--- Start of MATERIAL ---
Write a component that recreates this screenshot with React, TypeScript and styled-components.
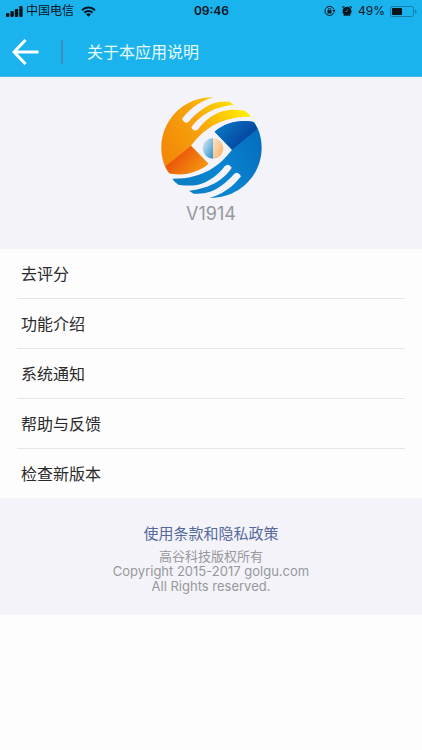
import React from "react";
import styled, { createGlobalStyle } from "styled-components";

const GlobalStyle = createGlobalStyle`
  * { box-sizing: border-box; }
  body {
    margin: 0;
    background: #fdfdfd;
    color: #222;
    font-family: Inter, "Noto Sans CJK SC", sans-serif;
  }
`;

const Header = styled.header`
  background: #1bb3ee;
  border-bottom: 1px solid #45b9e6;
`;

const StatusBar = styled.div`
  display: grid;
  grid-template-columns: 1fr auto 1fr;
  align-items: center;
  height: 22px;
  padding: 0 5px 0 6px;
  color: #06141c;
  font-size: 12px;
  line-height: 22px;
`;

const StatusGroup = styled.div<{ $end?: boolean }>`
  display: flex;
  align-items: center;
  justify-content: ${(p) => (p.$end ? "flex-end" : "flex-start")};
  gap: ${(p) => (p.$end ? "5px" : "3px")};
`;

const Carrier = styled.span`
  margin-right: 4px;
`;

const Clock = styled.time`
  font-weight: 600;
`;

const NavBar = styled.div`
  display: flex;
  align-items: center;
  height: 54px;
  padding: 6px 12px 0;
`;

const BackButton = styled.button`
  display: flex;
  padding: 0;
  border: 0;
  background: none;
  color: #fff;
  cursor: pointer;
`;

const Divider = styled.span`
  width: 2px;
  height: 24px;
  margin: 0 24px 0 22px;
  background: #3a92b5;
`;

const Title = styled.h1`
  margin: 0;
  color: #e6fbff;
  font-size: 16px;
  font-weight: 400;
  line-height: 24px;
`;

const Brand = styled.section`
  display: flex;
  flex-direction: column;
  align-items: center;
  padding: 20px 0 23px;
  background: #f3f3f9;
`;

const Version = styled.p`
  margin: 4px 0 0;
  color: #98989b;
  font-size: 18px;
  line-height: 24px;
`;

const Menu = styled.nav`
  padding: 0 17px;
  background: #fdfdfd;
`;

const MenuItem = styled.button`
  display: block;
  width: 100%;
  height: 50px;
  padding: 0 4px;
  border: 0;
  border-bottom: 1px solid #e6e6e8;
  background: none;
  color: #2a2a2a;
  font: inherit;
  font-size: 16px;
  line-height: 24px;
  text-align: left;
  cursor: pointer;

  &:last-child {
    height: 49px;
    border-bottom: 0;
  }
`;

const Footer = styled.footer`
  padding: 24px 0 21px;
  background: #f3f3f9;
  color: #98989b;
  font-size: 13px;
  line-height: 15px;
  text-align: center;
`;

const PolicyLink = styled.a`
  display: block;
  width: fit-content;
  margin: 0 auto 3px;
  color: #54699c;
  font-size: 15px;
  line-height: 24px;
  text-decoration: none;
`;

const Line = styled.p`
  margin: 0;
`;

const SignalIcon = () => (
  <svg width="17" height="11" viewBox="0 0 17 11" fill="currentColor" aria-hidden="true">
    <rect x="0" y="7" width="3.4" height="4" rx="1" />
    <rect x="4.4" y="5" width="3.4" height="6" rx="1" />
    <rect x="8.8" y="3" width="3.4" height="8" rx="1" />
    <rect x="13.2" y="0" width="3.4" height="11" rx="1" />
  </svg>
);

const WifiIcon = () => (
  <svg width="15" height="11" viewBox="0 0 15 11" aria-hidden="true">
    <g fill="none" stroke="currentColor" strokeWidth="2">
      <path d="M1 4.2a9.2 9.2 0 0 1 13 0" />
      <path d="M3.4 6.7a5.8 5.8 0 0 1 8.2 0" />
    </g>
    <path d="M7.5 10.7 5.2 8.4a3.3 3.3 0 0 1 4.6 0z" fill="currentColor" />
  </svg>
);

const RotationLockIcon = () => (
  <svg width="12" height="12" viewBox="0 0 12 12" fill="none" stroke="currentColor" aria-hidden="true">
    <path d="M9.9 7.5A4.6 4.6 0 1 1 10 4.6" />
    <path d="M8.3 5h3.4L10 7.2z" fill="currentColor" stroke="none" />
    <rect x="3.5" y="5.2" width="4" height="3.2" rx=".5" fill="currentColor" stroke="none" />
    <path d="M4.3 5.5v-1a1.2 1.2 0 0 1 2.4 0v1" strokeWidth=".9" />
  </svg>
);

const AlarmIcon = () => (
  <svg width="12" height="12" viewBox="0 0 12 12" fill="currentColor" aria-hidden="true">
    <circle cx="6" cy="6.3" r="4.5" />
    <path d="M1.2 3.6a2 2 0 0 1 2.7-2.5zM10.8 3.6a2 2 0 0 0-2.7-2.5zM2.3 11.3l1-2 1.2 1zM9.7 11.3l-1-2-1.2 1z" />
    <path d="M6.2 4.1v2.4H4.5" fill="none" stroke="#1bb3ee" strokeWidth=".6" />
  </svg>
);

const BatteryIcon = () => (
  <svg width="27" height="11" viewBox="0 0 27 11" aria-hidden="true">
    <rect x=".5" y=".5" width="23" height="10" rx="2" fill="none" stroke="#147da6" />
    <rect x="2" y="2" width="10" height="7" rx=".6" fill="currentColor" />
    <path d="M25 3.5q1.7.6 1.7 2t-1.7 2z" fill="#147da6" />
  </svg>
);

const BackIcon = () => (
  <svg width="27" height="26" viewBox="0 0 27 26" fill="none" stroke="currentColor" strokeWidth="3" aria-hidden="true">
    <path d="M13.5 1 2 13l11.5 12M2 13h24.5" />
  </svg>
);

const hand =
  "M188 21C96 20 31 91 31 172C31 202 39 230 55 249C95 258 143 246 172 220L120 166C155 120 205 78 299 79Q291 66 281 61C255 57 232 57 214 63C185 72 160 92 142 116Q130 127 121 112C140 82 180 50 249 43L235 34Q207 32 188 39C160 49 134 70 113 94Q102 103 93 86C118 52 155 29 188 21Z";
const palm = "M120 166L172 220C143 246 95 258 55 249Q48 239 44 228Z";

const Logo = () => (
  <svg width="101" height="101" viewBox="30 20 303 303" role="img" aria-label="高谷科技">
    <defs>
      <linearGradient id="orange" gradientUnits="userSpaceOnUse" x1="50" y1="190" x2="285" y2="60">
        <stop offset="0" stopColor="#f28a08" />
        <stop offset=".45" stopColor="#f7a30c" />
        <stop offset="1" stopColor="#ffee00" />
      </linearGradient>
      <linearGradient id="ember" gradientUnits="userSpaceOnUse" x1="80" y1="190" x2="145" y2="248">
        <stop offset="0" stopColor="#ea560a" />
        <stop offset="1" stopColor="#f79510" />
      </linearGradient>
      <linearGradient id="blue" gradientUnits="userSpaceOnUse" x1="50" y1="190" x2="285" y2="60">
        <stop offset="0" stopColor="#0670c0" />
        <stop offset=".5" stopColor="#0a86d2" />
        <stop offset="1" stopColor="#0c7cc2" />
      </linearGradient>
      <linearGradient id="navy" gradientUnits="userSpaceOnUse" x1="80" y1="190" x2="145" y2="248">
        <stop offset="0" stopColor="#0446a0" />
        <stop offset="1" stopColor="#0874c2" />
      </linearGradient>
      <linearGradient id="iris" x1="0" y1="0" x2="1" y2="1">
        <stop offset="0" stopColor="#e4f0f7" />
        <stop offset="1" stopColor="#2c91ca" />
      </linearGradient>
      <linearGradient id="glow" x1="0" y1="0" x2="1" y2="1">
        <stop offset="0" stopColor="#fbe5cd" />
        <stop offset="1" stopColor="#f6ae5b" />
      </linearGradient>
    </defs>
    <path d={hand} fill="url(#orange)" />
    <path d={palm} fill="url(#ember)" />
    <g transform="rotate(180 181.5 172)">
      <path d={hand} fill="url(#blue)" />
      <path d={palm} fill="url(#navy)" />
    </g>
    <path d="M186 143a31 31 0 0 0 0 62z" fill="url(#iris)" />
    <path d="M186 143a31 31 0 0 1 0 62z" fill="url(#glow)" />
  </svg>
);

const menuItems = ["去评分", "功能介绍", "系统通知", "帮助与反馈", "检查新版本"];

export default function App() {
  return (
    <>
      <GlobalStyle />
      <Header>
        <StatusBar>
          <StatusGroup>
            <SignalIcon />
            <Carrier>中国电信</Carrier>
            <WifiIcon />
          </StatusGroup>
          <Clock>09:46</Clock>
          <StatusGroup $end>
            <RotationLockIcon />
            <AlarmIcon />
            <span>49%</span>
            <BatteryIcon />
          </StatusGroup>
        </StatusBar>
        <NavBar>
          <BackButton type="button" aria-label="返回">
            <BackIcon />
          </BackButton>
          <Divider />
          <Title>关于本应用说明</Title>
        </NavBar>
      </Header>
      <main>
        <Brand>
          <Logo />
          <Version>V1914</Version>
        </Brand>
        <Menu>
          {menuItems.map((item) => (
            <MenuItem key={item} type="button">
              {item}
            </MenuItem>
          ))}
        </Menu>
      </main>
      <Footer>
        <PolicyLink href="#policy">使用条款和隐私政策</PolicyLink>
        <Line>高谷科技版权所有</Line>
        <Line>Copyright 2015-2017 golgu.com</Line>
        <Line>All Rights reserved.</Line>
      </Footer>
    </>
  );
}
--- End of MATERIAL ---
**STATED EXERCISE**
Search the data above for the string "components" and return every line that has it.

**SOLVED EXERCISE**
Write a component that recreates this screenshot with React, TypeScript and styled-components.
import styled, { createGlobalStyle } from "styled-components";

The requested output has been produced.